Electric cars are no longer a rare sight on the roads, with everyone from rock stars to politicians embracing the trend.
As attitudes towards the vehicles change and the many benefits of electric cars are touted by scientists and automobile manufacturers alike, it seems that the future is bright for the technology, but this was not always the case.
What many people do not realise is that the electric vehicle is as old as the petrol-powered car, with the very first concepts being drawn up in the 1800s.
A series of technological breakthroughs ranging from the battery to the electric motor led to the first electric vehicle taking to the road, with the invention of the lead-acid battery by French physicist Gaston Plante in 1859 seeing rechargeable batteries become a truly viable means for storing electricity on board a vehicle.

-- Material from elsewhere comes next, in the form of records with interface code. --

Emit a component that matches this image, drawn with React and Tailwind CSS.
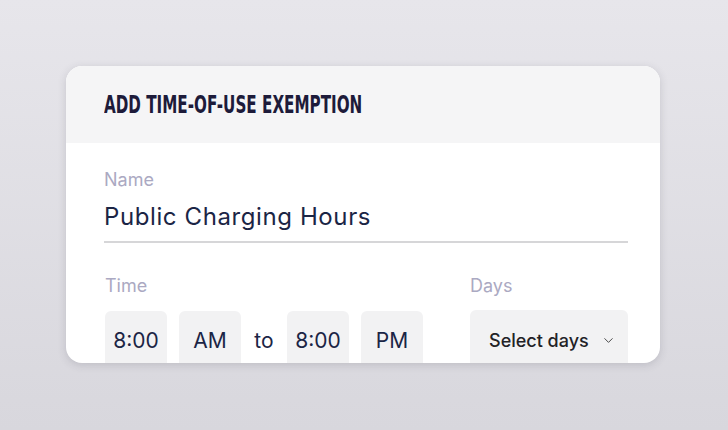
import React from "react";
import { ChevronDown } from "lucide-react";

function TimeBox({ children }) {
  return (
    <div className="w-[62px] h-[60px] rounded-md bg-[#f2f2f3] flex items-center justify-center text-[21px] text-[#1b2545]">
      {children}
    </div>
  );
}

export default function App() {
  return (
    <div
      className="w-[728px] h-[430px] bg-gradient-to-b from-[#e7e6eb] to-[#d8d7dd] pt-[66px] pl-[66px]"
      style={{ fontFamily: "Inter, 'Noto Sans', sans-serif" }}
    >
      <div className="w-[594px] h-[297px] rounded-2xl bg-white overflow-hidden shadow-[0_2px_8px_rgba(60,60,80,0.18)]">
        <div className="h-[77px] bg-[#f5f5f6] pl-[38px] pr-[32px] flex items-center">
          <h1
            className="text-[25px] font-bold text-[#1d1b3a] origin-left scale-x-[0.675] whitespace-nowrap"
            style={{ fontFamily: "'DejaVu Sans Condensed', 'DejaVu Sans', sans-serif" }}
          >
            ADD TIME-OF-USE EXEMPTION
          </h1>
        </div>

        <div className="pl-[38px] pr-[32px] pt-[25px]">
          <div className="text-[18px] text-[#aba9c2] leading-6">Name</div>
          <div className="mt-[9px] text-[24px] text-[#1b2545] leading-8 tracking-[0.6px] pb-[8px] border-b-2 border-[#d6d6d8]">
            Public Charging Hours
          </div>

          <div className="mt-[31px] flex">
            <div className="w-[366px] pl-[1px]">
              <div className="text-[18px] text-[#aba9c2] leading-6">Time</div>
              <div className="mt-[13px] flex items-center gap-3">
                <TimeBox>8:00</TimeBox>
                <TimeBox>AM</TimeBox>
                <span className="text-[21px] text-[#1b2545] w-[22px] text-center">to</span>
                <TimeBox>8:00</TimeBox>
                <TimeBox>PM</TimeBox>
              </div>
            </div>
            <div className="w-[158px]">
              <div className="text-[18px] text-[#aba9c2] leading-6">Days</div>
              <div className="mt-[12px] h-[60px] rounded-md bg-[#f2f2f3] flex items-center justify-between pl-[19px] pr-[12px]">
                <span className="text-[18px] font-medium text-[#222226] whitespace-nowrap">Select days</span>
                <ChevronDown size={15} strokeWidth={1.4} className="text-[#333] shrink-0" />
              </div>
            </div>
          </div>
        </div>
      </div>
    </div>
  );
}
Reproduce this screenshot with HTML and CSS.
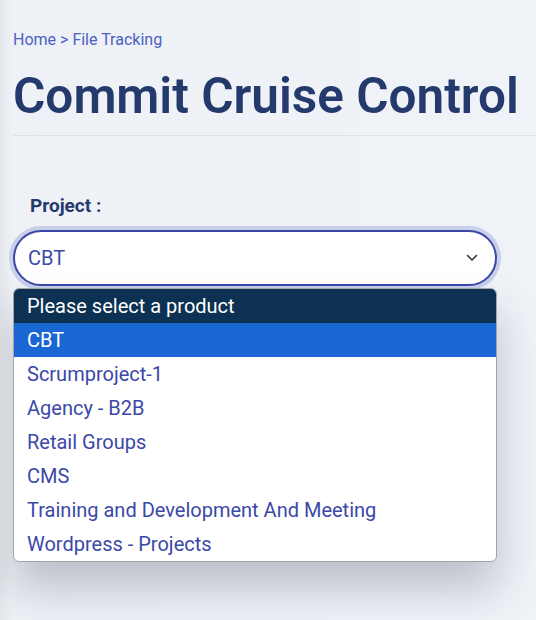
FILE: index.html
```html
<!DOCTYPE html>
<html lang="en">
<head>
<meta charset="utf-8">
<title>Commit Cruise Control</title>
<link rel="stylesheet" href="styles.css">
</head>
<body>
<main class="page">
  <nav class="breadcrumb"><a href="#">Home</a> &gt; <a href="#">File Tracking</a></nav>
  <h1 class="title">Commit Cruise Control</h1>
  <hr class="rule">
  <section class="field">
    <label class="label">Project :</label>
    <div class="select">
      <span class="select-value">CBT</span>
      <svg class="chevron" width="12" height="8" viewBox="0 0 12 8"><path d="M1.5 1.5 L6 6 L10.5 1.5" fill="none" stroke="#333" stroke-width="1.6" stroke-linecap="round" stroke-linejoin="round"/></svg>
    </div>
    <ul class="options">
      <li class="option option-header">Please select a product</li>
      <li class="option option-active">CBT</li>
      <li class="option">Scrumproject-1</li>
      <li class="option">Agency - B2B</li>
      <li class="option">Retail Groups</li>
      <li class="option">CMS</li>
      <li class="option">Training and Development And Meeting</li>
      <li class="option">Wordpress - Projects</li>
    </ul>
  </section>
</main>
</body>
</html>
```
FILE: styles.css
```css
html, body {
  margin: 0;
  height: 100%;
}
body {
  background: linear-gradient(to right, #e3e6ea 0px, #eef1f6 12px, #eff2f7 100%);
  font-family: Roboto, "Liberation Sans", sans-serif;
  overflow: hidden;
}
.page {
  padding: 30px 0 0 13px;
}
.breadcrumb {
  font-size: 16px;
  line-height: 20px;
  color: #4a62c4;
}
.breadcrumb a {
  color: #4a62c4;
  text-decoration: none;
}
.title {
  margin: 18px 0 0;
  font-size: 49.5px;
  line-height: 57px;
  font-weight: 600;
  color: #243a6d;
  white-space: nowrap;
}
.rule {
  margin: 10px 0 0;
  border: 0;
  border-top: 1px solid #dde1e8;
}
.field {
  padding-top: 59px;
  width: 484px;
}
.label {
  display: block;
  padding-left: 17px;
  font-size: 19px;
  font-weight: 700;
  color: #243a6d;
  line-height: 22px;
}
.select {
  margin-top: 13px;
  height: 56px;
  box-sizing: border-box;
  border: 2px solid #3b48a8;
  border-radius: 28px;
  background: #fff;
  box-shadow: 0 0 0 4px #c7cfea;
  display: flex;
  align-items: center;
  justify-content: space-between;
  padding: 0 17px 0 13px;
}
.select-value {
  font-size: 20px;
  color: #3b48a8;
}
.options {
  list-style: none;
  margin: 2px 0 0;
  padding: 0;
  background: #fff;
  border: 1px solid #a3a5a8;
  border-radius: 6px;
  overflow: hidden;
  box-shadow: 0 26px 44px rgba(40,50,70,0.26);
}
.option {
  height: 34px;
  line-height: 34px;
  padding-left: 13px;
  font-size: 20px;
  color: #3b48a8;
}
.option-header {
  background: #0d3152;
  color: #fff;
}
.option-active {
  background: #1a67d3;
  color: #fff;
}
```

Gaston Plante (Boris15/Bigstock.com)
However, it was a Brit who built the first practical production electric car, when engineer Thomas Parker (who was also responsible for electrifying the London Underground) used specially-designed high-capacity rechargeable batteries to create the vehicle.
Even then, there were concerns about the effects of smoke and pollution on cities and their inhabitants - something that still holds true today.
Similar innovations were made in Hungary and the Netherlands around the same time, as well as Germany, where the Flocken Elektrowagen was launched in 1888, helping to usher in something of a golden age for the electric car.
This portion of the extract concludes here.